Practical Takeaways for Individual Investors

You do not need to run a multi-billion-dollar hedge fund to apply these principles. The most practical takeaway is the value of systematic thinking: define your investment criteria explicitly, write them down, and test them against history before committing capital. Second, recognize that no single asset class or country is permanently superior — the world rotates, and your portfolio must rotate with it. Third, build your portfolio to survive the scenarios you have not thought of, not just the ones you expect. Diversify across geographies, asset classes, and time horizons, and rebalance systematically when correlations break down. Fourth, study history.
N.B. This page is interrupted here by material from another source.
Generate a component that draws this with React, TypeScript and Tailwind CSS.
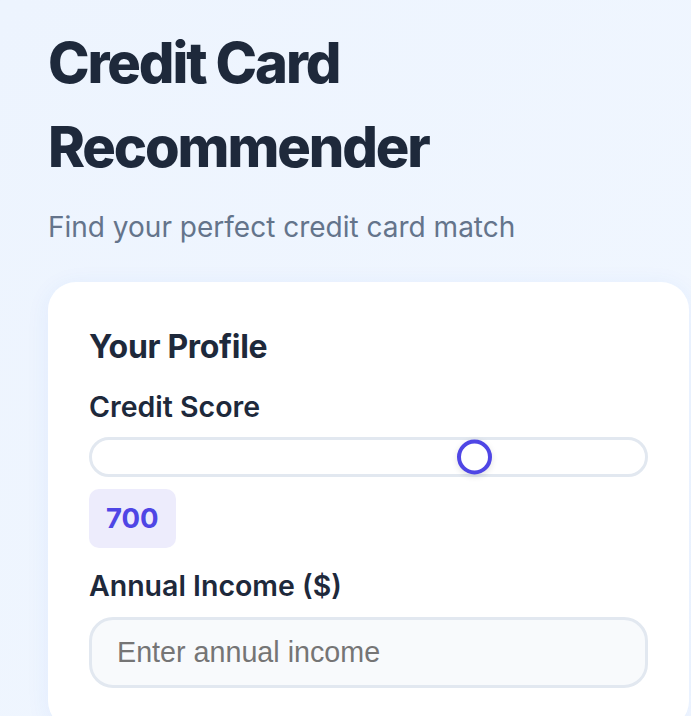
import React from "react";

export default function App() {
  const min = 0;
  const max = 1000;
  const value = 700;
  const pct = (value - min) / (max - min);
  const trackInner = 553; // 559 - 2*3 border
  const thumb = 35;
  const left = pct * (trackInner - thumb) + 2.5;

  return (
    <div
      className="min-h-screen w-full bg-gradient-to-br from-[#edf4fe] to-[#f1f7ff] pl-[48px] pt-[21px] pb-10"
      style={{ fontFamily: "Inter, 'Noto Sans', sans-serif" }}
    >
      <h1 className="text-[56px] leading-[84px] font-extrabold tracking-[-0.038em] text-[#1e293b] w-[560px]">
        Credit Card Recommender
      </h1>
      <p className="mt-[17px] text-[28px] leading-[42px] text-[#64748b]">
        Find your perfect credit card match
      </p>

      <div className="mt-[34px] w-[641px] rounded-[28px] bg-white p-[41px] shadow-[0_4px_24px_rgba(37,99,235,0.07)]">
        <h2 className="text-[32px] leading-[47px] font-bold tracking-[-0.01em] text-[#1e293b]">
          Your Profile
        </h2>

        <div className="mt-[16px] text-[28.5px] leading-[42px] font-semibold text-[#1e293b]">
          Credit Score
        </div>

        <div className="relative mt-[9px] h-[40px] w-full rounded-full border-[3px] border-[#e2e8f0] bg-white">
          <div
            className="absolute top-1/2 h-[35px] w-[35px] -translate-y-1/2 rounded-full border-[4px] border-[#4f46e5] bg-white shadow-[0_2px_6px_rgba(0,0,0,0.12)]"
            style={{ left: `${left}px` }}
          />
        </div>

        <div className="mt-[12px] inline-flex h-[59px] items-center rounded-[10px] bg-[#edecfc] px-[17px] text-[27.5px] font-bold text-[#4f46e5]">
          {value}
        </div>

        <div className="mt-[17px] text-[28.5px] leading-[42px] font-semibold text-[#1e293b]">
          Annual Income ($)
        </div>

        <input
          type="text"
          placeholder="Enter annual income"
          className="mt-[10px] block h-[71px] w-full rounded-[24px] border-[3px] border-[#e2e8f0] bg-[#f8fafc] pl-[25px] text-[28.7px] text-[#1e293b] outline-none placeholder:text-[#757575]"
          style={{ fontFamily: "'Liberation Sans', Arial, sans-serif" }}
        />
      </div>
    </div>
  );
}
Dalio's greatest strength is his insistence on looking at hundreds of years of data across dozens of countries — he does not assume that the present is unique, and neither should you. Finally, cultivate intellectual humility. Markets are humbling, and the best investors are defined not by their brilliant predictions but by how they behave when they are wrong. As Dalio puts it, 'Pain plus reflection equals progress.' The global macro approach, at its core, is not a set of trade ideas — it is a way of thinking about the world that acknowledges complexity, respects uncertainty, and rewards discipline.